Maybe we're not bothering to sell the idea at all. Maybe we're just droning on and on in our classrooms, assuming our curriculum is so vital and important that it will speak for itself, without our help. If so, it's not working.
Or maybe we're doing a lousy sales job because some of us actually don't believe in the product. Too many of us don't believe the adult world is really worth inheriting. We're pissed off; we're disappointed and disenchanted. We mourn our own childhoods too much, and we can't ever escape what it is we had to leave behind. We watch the same teenage movies they watch, and listen to the same teenage music they listen to, and follow the same fashions that drive them to spend their money. It's the best game in town, and every year, as we age, we become less and less adept at playing it.
Or maybe we're doing a lousy sales job because the whole idea of history, or culture, or canon, or authority of any kind, has been cast in such disrepute over the last couple of generations that we don't feel we have the right to hold anything up as worthy of respect, study, or emulation.
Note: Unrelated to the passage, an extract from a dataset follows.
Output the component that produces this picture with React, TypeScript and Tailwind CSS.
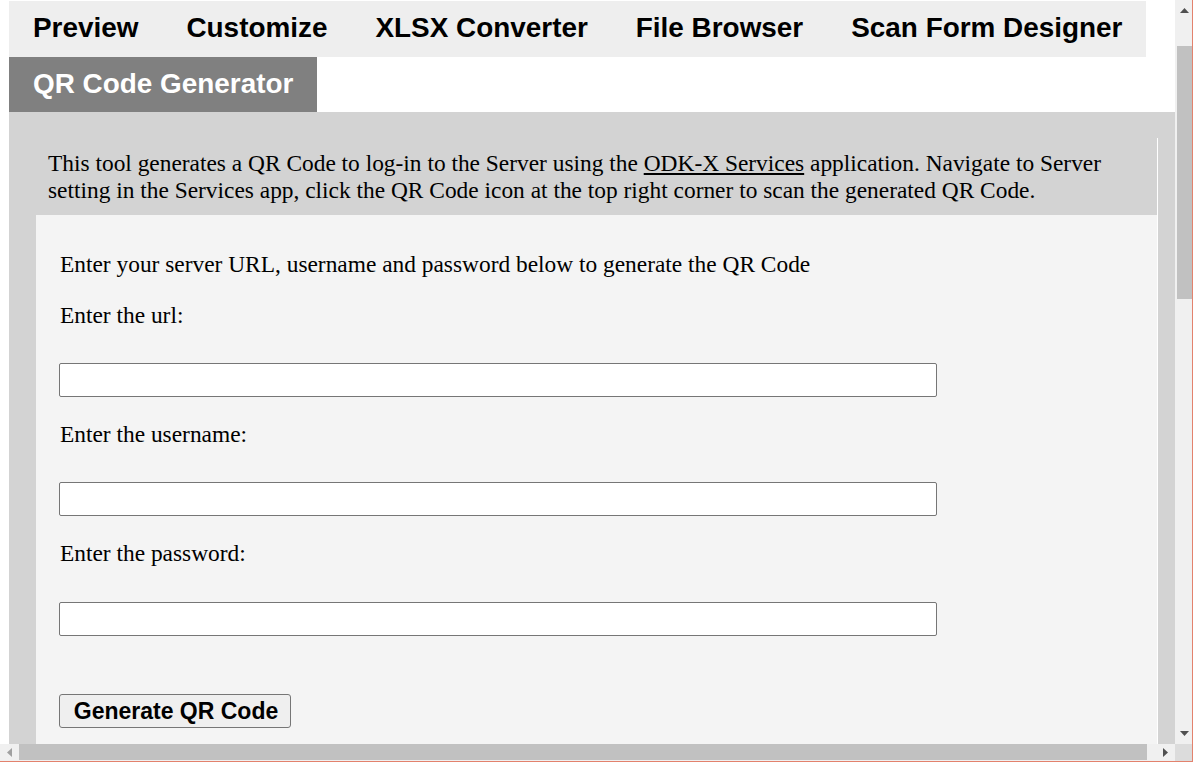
import React from "react";

const sans = { fontFamily: '"Liberation Sans", Arial, sans-serif' };
const serif = { fontFamily: '"Liberation Serif", "Times New Roman", serif' };

function Tab({ label, active }: { label: string; active?: boolean }) {
  return (
    <div
      className={
        "h-[55.5px] px-[24px] flex items-center text-[27.9px] font-bold leading-none " +
        (active ? "bg-[#808080] text-white" : "bg-[#eeeeee] text-black")
      }
    >
      <span className="-mt-[1px]">{label}</span>
    </div>
  );
}

function Field({ mt }: { mt: string }) {
  return <div className={"h-[34px] w-[878px] border border-[#767676] bg-white rounded-[2px] " + mt} />;
}

export default function App() {
  return (
    <div className="w-[1195px] h-[762px] overflow-hidden bg-white flex">
      <div className="w-[1192px] flex flex-col">
        <div className="flex h-[744px]">
          <div className="w-[1175px] h-[744px] overflow-hidden pl-[9px] pt-[1px] flex flex-col" style={sans}>
            <div className="flex flex-wrap w-[1157px]">
              <Tab label="Preview" />
              <Tab label="Customize" />
              <Tab label="XLSX Converter" />
              <Tab label="File Browser" />
              <Tab label="Scan Form Designer" />
              <Tab label="QR Code Generator" active />
            </div>
            <div className="flex-1 bg-[#d3d3d3] pl-[27px] pt-[26px]">
              <div className="w-[1122px] h-[700px] border-r border-white flex flex-col" style={serif}>
                <div className="px-[12px] py-[11.5px] text-[23.4px] leading-[27px] text-black whitespace-nowrap">
                  This tool generates a QR Code to log-in to the Server using the{" "}
                  <span className="underline">ODK-X Services</span> application. Navigate to Server
                  <br />
                  setting in the Services app, click the QR Code icon at the top right corner to scan the generated QR
                  Code.
                </div>
                <div className="flex-1 bg-[#f4f4f4] pl-[23px] pt-[37px] flex flex-col items-start text-[23.4px] leading-[24px] text-black">
                  <p className="pl-[1px]">Enter your server URL, username and password below to generate the QR Code</p>
                  <p className="pl-[1px] mt-[27px]">Enter the url:</p>
                  <Field mt="mt-[36px]" />
                  <p className="pl-[1px] mt-[25px]">Enter the username:</p>
                  <Field mt="mt-[36px]" />
                  <p className="pl-[1px] mt-[25px]">Enter the password:</p>
                  <Field mt="mt-[37px]" />
                  <button
                    className="mt-[58px] w-[232px] h-[34px] border border-[#767676] bg-[#efefef] rounded-[3px] text-[23px] font-bold leading-none text-black flex items-center justify-center"
                    style={sans}
                  >
                    <span className="pl-[2px]">Generate QR Code</span>
                  </button>
                </div>
              </div>
            </div>
          </div>
          {/* vertical scrollbar */}
          <div className="w-[17px] h-[744px] bg-[#f0f0f0] flex flex-col items-center">
            <div className="h-[17px] w-full flex items-center justify-center pl-[2px] mt-[2px]">
              <svg width="9" height="5" viewBox="0 0 9 5">
                <polygon points="4.5,0 9,5 0,5" fill="#505050" />
              </svg>
            </div>
            <div className="mt-[27px] ml-[2px] w-[15px] h-[253px] bg-[#c1c1c1]" />
            <div className="flex-1" />
            <div className="h-[17px] w-full flex items-center justify-center pl-[2px] -mt-[6px] mb-[2px]">
              <svg width="9" height="5" viewBox="0 0 9 5">
                <polygon points="0,0 9,0 4.5,5" fill="#505050" />
              </svg>
            </div>
          </div>
        </div>
        {/* horizontal scrollbar */}
        <div className="h-[17px] flex bg-[#f0f0f0]">
          <div className="w-[19px] h-full flex items-center justify-center">
            <svg width="5" height="9" viewBox="0 0 5 9">
              <polygon points="5,0 5,9 0,4.5" fill="#a0a0a0" />
            </svg>
          </div>
          <div className="w-[1128px] h-[16px] bg-[#c1c1c1]" />
          <div className="w-[28px] h-full flex items-center justify-center pl-[9px]">
            <svg width="5" height="9" viewBox="0 0 5 9">
              <polygon points="0,0 5,4.5 0,9" fill="#505050" />
            </svg>
          </div>
          <div className="w-[17px] h-full bg-[#dcdcdc]" />
        </div>
        <div className="h-[1px] bg-[#e3826d]" />
      </div>
      <div className="w-[1px] h-full bg-[#e3826d]" />
      <div className="w-[2px] h-full bg-white" />
    </div>
  );
}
Everyone is corrupt, and everyone is a racist, and everyone is simply out for themselves, so for Christ's sake, don't listen to us. Follow your own hearts, and your own ethics, and be the generation that will truly revolutionize society and lead us back to the garden.
Which is fine, as far as it goes. I'm all for social justice. I'm all for empowering young people to respect their own vision and to fight for a better world. Truly. But doesn't that fight have to be grounded in knowledge of what has come before...and knowledge of why attempts to make things better have sometimes failed? Don't we want them to know that the baton is being handed to them, and that their lives are just a single segment of the Great Race of human history?
With all of the problems and possibilities facing us--us as a nation and us as a world--with all of the promise and threat of the years ahead, how could education possibly be seen by students as irrelevant?
If you've spent your life in a dark room, the concept of light might seem foolish, or worthless, or unimportant. But you don't need someone to lecture you endlessly on the importance of seeing. And you don't need someone to leave you in the dark because the people in charge have decided that there's really not much to see. You need someone to turn on the lights.